Pour couronner cet enthousiasme dopé aux amphétamines, les Etats-Unis apportaient leurs étrennes peu avant la nuit de la Saint-Sylvestre : la « falaise fiscale » était vaincue. Enfin, presque. Ou plutôt, pas du tout : les factions opposées se sont accordées pour remettre à plus tard l’élaboration d’un consensus introuvable. En attendant, la portée du deal correspond à-peu-près au gabarit d’un tabouret face à la Tour Eiffel. Et le contexte politique actuel rend illusoire tout accord susceptible de contrarier l’enflure monstrueuse de la dette US, ce qui renforce les doutes, déjà vivaces, de la solvabilité de l’Amérique. Il en résulte que la seule solution pour l’Oncle Sam pourrait être le sacrifice de sa monnaie, ce que le Laboratoire européen d’anticipation politique (LEAP) pronostique depuis pas mal de temps et annonce comme très probable sur l’exercice en cours. Rien qui soit vraiment de nature à réjouir le monde de la finance, car un krach du dollar aurait des conséquences désastreuses pour la planète entière.

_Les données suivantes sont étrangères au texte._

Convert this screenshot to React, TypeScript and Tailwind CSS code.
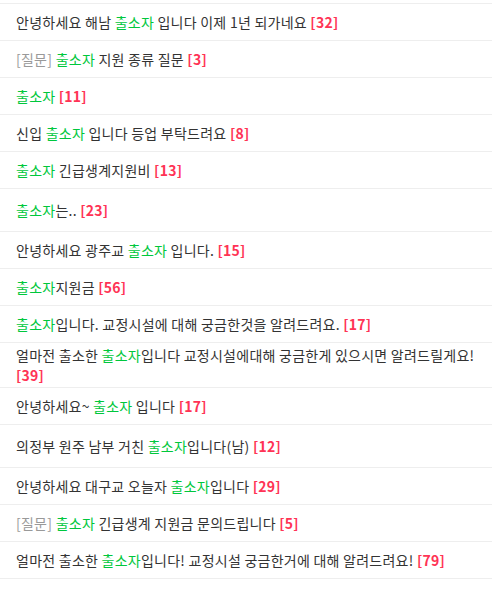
import React from 'react';

type Post = {
  tag?: string;
  parts: { text: string; hl?: boolean }[];
  count: number;
  tall?: boolean;
};

const posts: Post[] = [
  { parts: [{ text: '안녕하세요 해남 ' }, { text: '출소자', hl: true }, { text: ' 입니다 이제 1년 되가네요' }], count: 32 },
  { tag: '[질문]', parts: [{ text: ' ' }, { text: '출소자', hl: true }, { text: ' 지원 종류 질문' }], count: 3 },
  { parts: [{ text: '출소자', hl: true }], count: 11 },
  { parts: [{ text: '신입 ' }, { text: '출소자', hl: true }, { text: ' 입니다 등업 부탁드려요' }], count: 8 },
  { parts: [{ text: '출소자', hl: true }, { text: ' 긴급생계지원비' }], count: 13 },
  { parts: [{ text: '출소자', hl: true }, { text: '는..' }], count: 23, tall: true },
  { parts: [{ text: '안녕하세요 광주교 ' }, { text: '출소자', hl: true }, { text: ' 입니다.' }], count: 15 },
  { parts: [{ text: '출소자', hl: true }, { text: '지원금' }], count: 56 },
  { parts: [{ text: '출소자', hl: true }, { text: '입니다. 교정시설에 대해 궁금한것을 알려드려요.' }], count: 17 },
  { parts: [{ text: '얼마전 출소한 ' }, { text: '출소자', hl: true }, { text: '입니다 교정시설에대해 궁금한게 있으시면 알려드릴게요!' }], count: 39 },
  { parts: [{ text: '안녕하세요~ ' }, { text: '출소자', hl: true }, { text: ' 입니다' }], count: 17 },
  { parts: [{ text: '의정부 원주 남부 거친 ' }, { text: '출소자', hl: true }, { text: '입니다(남)' }], count: 12, tall: true },
  { parts: [{ text: '안녕하세요 대구교 오늘자 ' }, { text: '출소자', hl: true }, { text: '입니다' }], count: 29 },
  { tag: '[질문]', parts: [{ text: ' ' }, { text: '출소자', hl: true }, { text: ' 긴급생계 지원금 문의드립니다' }], count: 5 },
  { parts: [{ text: '얼마전 출소한 ' }, { text: '출소자', hl: true }, { text: '입니다! 교정시설 궁금한거에 대해 알려드려요!' }], count: 79 },
];

export default function App() {
  return (
    <div
      className="w-[492px] h-[593px] bg-white pt-[3px] overflow-hidden"
      style={{ fontFamily: '"Noto Sans CJK KR", "Noto Sans", sans-serif' }}
    >
      <ul className="border-b border-[#eeeeee]">
        {posts.map((p, i) => (
          <li
            key={i}
            className={`border-t border-[#eeeeee] px-4 flex items-center text-[14px] leading-5 tracking-[0.25px] text-[#333333] ${
              p.tall ? 'h-[43px]' : 'min-h-[37px] py-[2px]'
            }`}
          >
            <p className="break-all">
              {p.tag && <span className="text-[#999999]">{p.tag}</span>}
              {p.parts.map((part, j) => (
                <span key={j} className={part.hl ? 'text-[#00c73c]' : ''}>
                  {part.text}
                </span>
              ))}{' '}
              <span className="font-bold text-[#ff3355]">[{p.count}]</span>
            </p>
          </li>
        ))}
      </ul>
    </div>
  );
}
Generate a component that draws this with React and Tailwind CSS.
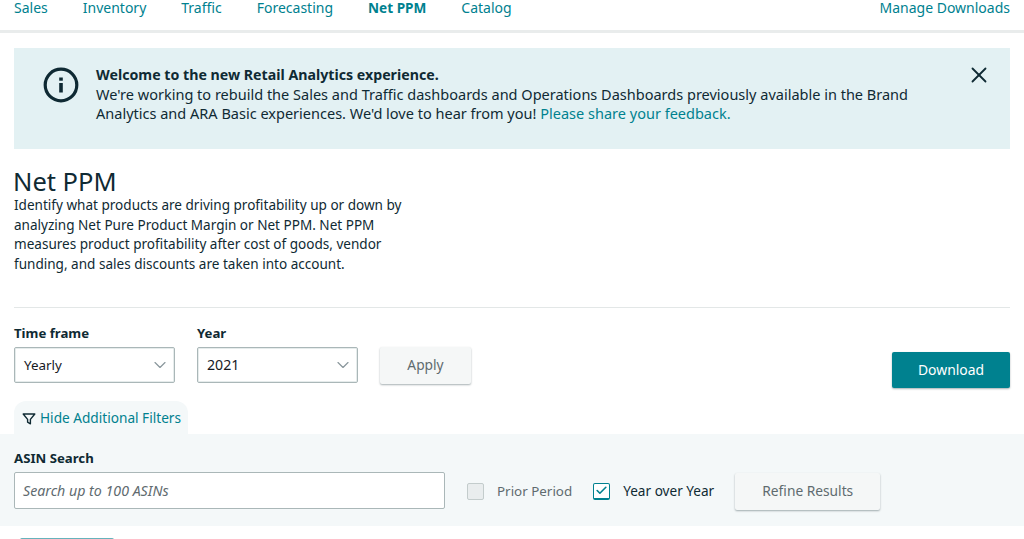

Ainsi donc, dans ce climat d’insouciance bonhomme, on doit relever les mises garde du FMI par la voix de sa Directrice générale, lors de la présentation à la presse des perspectives pour 2013. On a déjà fait état, dans ces colonnes, de l’exercice de corde raide auquel se livre le Fonds. Lequel continue de prôner une stricte orthodoxie budgétaire – et donc la paille de fer dans les finances publiques – tout en alertant les Etats, notamment européens, des risques (plus importants qu’escomptés) que l’austérité fait courir à la croissance. « Nous avons stoppé la chute, nous devons éviter la rechute ; ce n’est pas le moment de se relâcher », a notamment déclaré Christine Lagarde. Sans que l’on sache vraiment sur quelles actions les dirigeants doivent éviter le relâchement… En tout cas, le Fonds a depuis longtemps insisté sur la nécessité de sécuriser le système financier ; il a depuis longtemps rappelé que les banques n’étaient toujours pas tirées d’affaire ; il a depuis longtemps exhorté ces mêmes établissements à s’engager fermement dans la voie tracée par « Bâle III ». Les avancées réalisées à ce jour ne sont pas insignifiantes, mais elles demeurent trop modestes pour prévenir toute « rechute ». Il est donc pertinent, de la part de Mme Lagarde, de recommander aux Européens de mener à bien leur union bancaire ; pertinent d’encourager les dirigeants à « achever » la refonte du système financier (on n’en est qu’aux balbutiements) ; pertinent d’inciter les Américains à éviter « une erreur politique » sur le différend douloureux du plafond de la dette. Est-il toutefois pertinent d’appeler la BCE à « poursuivre, voire renforcer l’assouplissement monétaire afin de soutenir la demande » ? Cela reviendrait à suivre la Grande-Bretagne, les Etats-Unis et le Japon, dans leur recours illimité à la planche à billets - la stratégie du désespoir.